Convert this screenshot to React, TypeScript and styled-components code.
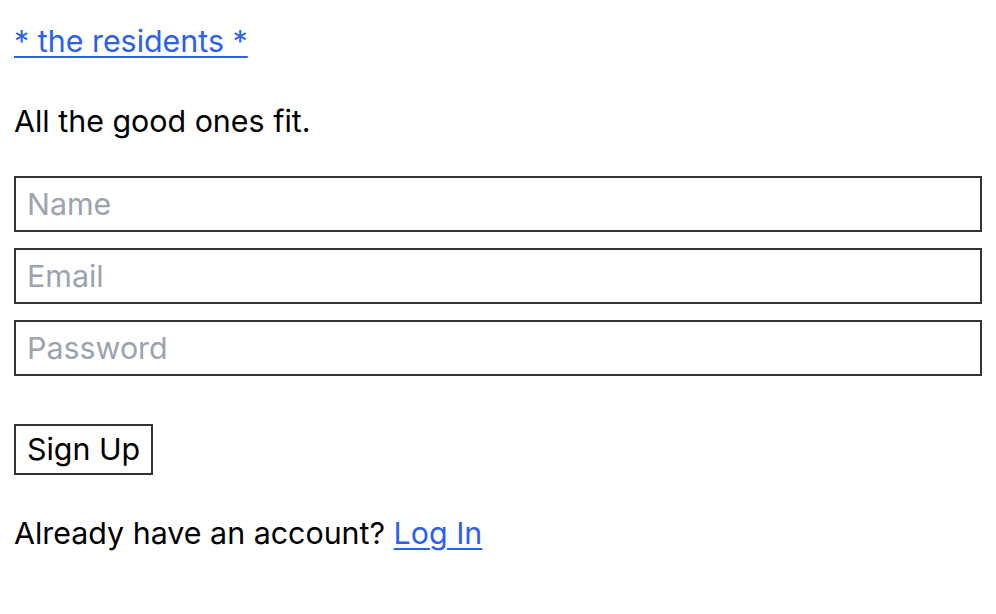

□ □ □ □ □ □ □

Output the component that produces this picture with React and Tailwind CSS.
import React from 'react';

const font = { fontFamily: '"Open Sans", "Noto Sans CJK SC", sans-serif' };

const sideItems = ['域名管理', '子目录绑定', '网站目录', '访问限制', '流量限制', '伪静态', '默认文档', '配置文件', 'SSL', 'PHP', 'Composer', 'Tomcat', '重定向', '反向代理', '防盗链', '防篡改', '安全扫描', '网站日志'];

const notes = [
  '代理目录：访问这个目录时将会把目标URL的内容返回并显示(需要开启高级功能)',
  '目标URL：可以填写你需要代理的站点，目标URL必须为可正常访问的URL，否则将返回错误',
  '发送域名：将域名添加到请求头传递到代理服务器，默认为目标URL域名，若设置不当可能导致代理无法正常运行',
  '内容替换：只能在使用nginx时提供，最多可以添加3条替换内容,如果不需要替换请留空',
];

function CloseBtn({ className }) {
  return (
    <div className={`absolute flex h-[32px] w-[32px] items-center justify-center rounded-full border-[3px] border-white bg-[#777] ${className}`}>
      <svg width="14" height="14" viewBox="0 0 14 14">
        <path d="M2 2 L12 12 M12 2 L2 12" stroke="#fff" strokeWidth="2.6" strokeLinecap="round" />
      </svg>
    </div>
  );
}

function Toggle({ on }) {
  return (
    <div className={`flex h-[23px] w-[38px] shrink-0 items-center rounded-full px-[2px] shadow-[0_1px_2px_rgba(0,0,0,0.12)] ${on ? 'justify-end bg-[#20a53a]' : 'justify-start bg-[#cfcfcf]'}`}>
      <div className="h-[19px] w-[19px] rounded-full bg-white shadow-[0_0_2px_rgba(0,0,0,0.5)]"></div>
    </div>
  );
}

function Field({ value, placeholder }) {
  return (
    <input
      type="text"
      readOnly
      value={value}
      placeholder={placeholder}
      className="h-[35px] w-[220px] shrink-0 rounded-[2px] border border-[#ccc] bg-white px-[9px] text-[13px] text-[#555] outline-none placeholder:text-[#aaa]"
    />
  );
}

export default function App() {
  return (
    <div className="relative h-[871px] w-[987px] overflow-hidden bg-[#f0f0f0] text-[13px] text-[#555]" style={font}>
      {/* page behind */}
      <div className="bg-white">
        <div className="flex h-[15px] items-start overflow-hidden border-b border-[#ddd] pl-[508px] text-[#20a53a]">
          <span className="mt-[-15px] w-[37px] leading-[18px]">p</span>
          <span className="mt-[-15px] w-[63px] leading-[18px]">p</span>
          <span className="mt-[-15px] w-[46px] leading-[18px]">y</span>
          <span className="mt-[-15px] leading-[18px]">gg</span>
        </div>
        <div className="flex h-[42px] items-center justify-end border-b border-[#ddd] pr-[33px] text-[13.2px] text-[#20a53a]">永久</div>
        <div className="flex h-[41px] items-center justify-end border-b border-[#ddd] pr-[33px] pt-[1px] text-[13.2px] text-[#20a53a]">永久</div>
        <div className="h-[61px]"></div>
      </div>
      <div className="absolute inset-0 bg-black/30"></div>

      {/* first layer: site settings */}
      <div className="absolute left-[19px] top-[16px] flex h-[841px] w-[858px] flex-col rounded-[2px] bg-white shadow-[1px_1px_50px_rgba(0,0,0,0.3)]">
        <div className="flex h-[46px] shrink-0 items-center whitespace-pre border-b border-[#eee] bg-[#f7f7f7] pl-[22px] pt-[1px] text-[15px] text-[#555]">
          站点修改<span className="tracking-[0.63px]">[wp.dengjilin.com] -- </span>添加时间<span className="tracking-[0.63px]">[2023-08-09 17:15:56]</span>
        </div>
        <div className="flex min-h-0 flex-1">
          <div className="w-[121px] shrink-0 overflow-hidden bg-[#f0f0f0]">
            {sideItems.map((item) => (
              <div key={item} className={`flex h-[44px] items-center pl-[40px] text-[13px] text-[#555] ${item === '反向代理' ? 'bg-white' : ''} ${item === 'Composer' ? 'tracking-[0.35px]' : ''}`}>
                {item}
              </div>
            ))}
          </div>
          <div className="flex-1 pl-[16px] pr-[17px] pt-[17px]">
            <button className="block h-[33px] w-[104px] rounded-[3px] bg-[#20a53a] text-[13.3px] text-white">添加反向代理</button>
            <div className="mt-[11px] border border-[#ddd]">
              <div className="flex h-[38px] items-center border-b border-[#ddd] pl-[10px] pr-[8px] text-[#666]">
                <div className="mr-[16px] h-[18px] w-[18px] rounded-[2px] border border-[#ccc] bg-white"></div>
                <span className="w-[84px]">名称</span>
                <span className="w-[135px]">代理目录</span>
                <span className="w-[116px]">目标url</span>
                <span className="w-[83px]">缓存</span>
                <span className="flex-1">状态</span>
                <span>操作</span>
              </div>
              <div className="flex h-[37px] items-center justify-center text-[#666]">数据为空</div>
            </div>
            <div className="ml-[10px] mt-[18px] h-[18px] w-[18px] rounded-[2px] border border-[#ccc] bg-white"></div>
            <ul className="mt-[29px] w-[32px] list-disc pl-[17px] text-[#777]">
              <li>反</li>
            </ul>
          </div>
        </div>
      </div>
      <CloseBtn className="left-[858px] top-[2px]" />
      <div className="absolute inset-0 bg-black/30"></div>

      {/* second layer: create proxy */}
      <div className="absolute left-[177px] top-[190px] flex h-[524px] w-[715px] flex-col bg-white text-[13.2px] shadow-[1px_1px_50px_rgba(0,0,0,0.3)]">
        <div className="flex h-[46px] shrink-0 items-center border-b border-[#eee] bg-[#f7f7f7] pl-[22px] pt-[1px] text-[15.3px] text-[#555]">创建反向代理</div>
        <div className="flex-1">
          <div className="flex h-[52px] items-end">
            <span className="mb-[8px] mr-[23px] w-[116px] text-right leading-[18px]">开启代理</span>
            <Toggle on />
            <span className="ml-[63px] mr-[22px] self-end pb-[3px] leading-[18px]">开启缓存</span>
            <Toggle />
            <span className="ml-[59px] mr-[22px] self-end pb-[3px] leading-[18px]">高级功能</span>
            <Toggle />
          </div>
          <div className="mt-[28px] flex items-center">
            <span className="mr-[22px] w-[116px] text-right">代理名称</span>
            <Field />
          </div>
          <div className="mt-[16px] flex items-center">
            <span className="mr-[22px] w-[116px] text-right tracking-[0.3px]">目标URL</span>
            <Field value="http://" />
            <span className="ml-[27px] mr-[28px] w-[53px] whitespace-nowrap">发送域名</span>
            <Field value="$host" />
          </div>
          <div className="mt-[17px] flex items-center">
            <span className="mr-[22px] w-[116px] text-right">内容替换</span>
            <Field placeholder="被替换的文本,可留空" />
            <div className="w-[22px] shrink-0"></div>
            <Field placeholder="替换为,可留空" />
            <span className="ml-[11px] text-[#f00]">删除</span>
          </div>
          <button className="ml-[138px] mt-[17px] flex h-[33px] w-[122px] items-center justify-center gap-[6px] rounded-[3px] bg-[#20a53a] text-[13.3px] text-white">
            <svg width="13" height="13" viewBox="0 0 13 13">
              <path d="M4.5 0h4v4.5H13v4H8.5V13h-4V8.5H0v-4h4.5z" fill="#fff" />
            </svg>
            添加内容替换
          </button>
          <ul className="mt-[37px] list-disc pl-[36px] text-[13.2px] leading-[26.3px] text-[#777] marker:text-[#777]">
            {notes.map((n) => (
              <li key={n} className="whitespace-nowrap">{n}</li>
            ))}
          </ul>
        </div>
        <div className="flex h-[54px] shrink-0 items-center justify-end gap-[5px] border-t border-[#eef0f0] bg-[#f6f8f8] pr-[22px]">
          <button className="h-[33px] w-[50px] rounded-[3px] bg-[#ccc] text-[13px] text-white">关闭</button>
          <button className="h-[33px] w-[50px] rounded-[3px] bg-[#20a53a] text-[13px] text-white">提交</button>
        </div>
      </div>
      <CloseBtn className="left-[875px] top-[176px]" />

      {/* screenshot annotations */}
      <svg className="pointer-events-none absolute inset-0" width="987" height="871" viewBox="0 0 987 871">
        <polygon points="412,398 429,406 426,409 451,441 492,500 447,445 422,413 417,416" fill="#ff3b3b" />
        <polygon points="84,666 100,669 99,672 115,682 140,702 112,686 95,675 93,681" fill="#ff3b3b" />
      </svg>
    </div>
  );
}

□ □ □ □ □ □ □

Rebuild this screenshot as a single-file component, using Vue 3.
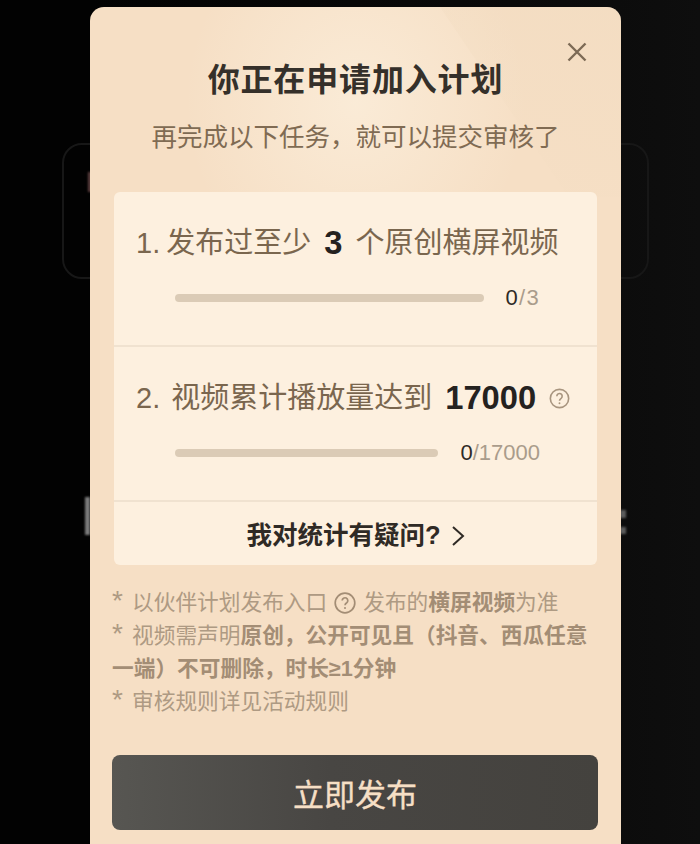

□ □ □ □ □ □ □

Brief. Copy, from the material above, each line in which the string "this" occurs.

Exercise answer.
Convert this screenshot to React, TypeScript and styled-components code.
Output the component that produces this picture with React and Tailwind CSS.
Rebuild this screenshot as a single-file component, using Vue 3.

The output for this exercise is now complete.